The first few questions were soft, right up her alley, about human rights and the environment. But then they got a little edgy. Congolese can be suspicious people. Several students pushed Mrs. Clinton on why Congo, whose first prime minister was killed with C.I.A. help, should now trust the United States. Maybe it was the fatigue. Or the heat. But her answers became increasingly prickly.
And then came THE QUESTION, from a young man in a suit:
“Thank you. Mrs. Clinton, we’ve all heard about the Chinese contracts in this country. The interference is from the World Bank against this contract. What does Mr. Clinton think through the mouth of Mrs. Clinton and what does Mr. Mutombo think on this situation? Thank you very much.”
Mrs. Clinton’s answer is now the Number One sound bite from her trip. Her whole 7-nation Africa tour, which had quite serious intentions, like combating Congo’s appalling rape epidemic and empowering women in developing countries, and upping her personal profile within the Obama administration, may be reduced to this:
“Wait, you want me to tell you what my husband thinks? My husband is not secretary of state, I am. If you want my opinion, I will tell you my opinion. I am not going to be channeling my husband.’’
The quote quickly found a prominent home on cable television and in tabloid newspapers, feeding speculation about rivalry between the Clintons and Mrs. Clinton’s happiness with her job. The last time Kinshasa got this much ink was when Muhammad Ali fought George Foreman here, in 1974, in the so-called Rumble in the Jungle (Ali pulled off an upset).
So think of this brief flash of anger, annoyance, un-diplospeak, whatever you want to call it, as Rumble in the Jungle 2.
That night, Mrs. Clinton’s aides told the reporters traveling with her that there may have been a mistranslation. (If Mrs. Clinton speaks French, she doesn’t show it, because she used the translation earphones throughout her Congo visit.) Later, her aides released the transcript of the question, as it had been translated from French to English, showing that the reference was to “Mr. Clinton.”presented above. Further inspection of the audio recording of the event indicated that the translation was fine; the student had indeed said “Mr. Clinton.’’
But it’s not clear if the student meant what he said. Afterwards, he came up to her at the front of the auditorium and apologized, saying he meant to ask what Mr. Obama thinks. Mrs. Clinton’s aides suggested that he had simply misspoken because he was nervous.
By Tuesday, a State Department spokesman, P.J. Crowley, was explaining why Mrs. Clinton reacted as she did to the question.
“An abiding theme that she has in her trip to Africa is empowering women,” Mr. Crowley said. “As the question was posed to her, it was posed in a way that said I want to get the views of two men, but not you, the Secretary of State.”
Maybe he was nervous, as the State Department implied the next day, when they had to do damage control.
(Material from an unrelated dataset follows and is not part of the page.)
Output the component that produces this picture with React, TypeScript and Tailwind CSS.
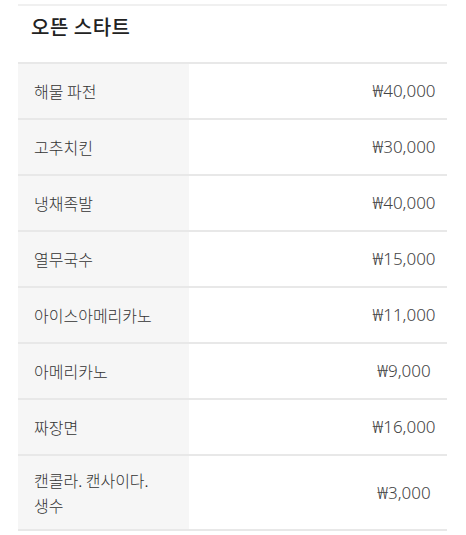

Either way, the hubbub seemed to drain Mrs. Clinton. Until then, she had seemed impervious to the jet lag that was stalking her entourage from the moment they plopped down in Kenya. But on Tuesday, especially after meeting Congolese rape victims and touring a squalid refugee camp where thousands of people lived cheek by sunken cheek, Mrs. Clinton seemed drained. She said a few words on the plane ride back from Congo. But her language wasn’t as emotional or urgent as it had been.
No matter the issues she was talking about – good governance, ending Africa’s wars, lifting women up from their especially lowly position in a place like Congo. The coverage of this trip was not about the issues. It was all about her, her, her.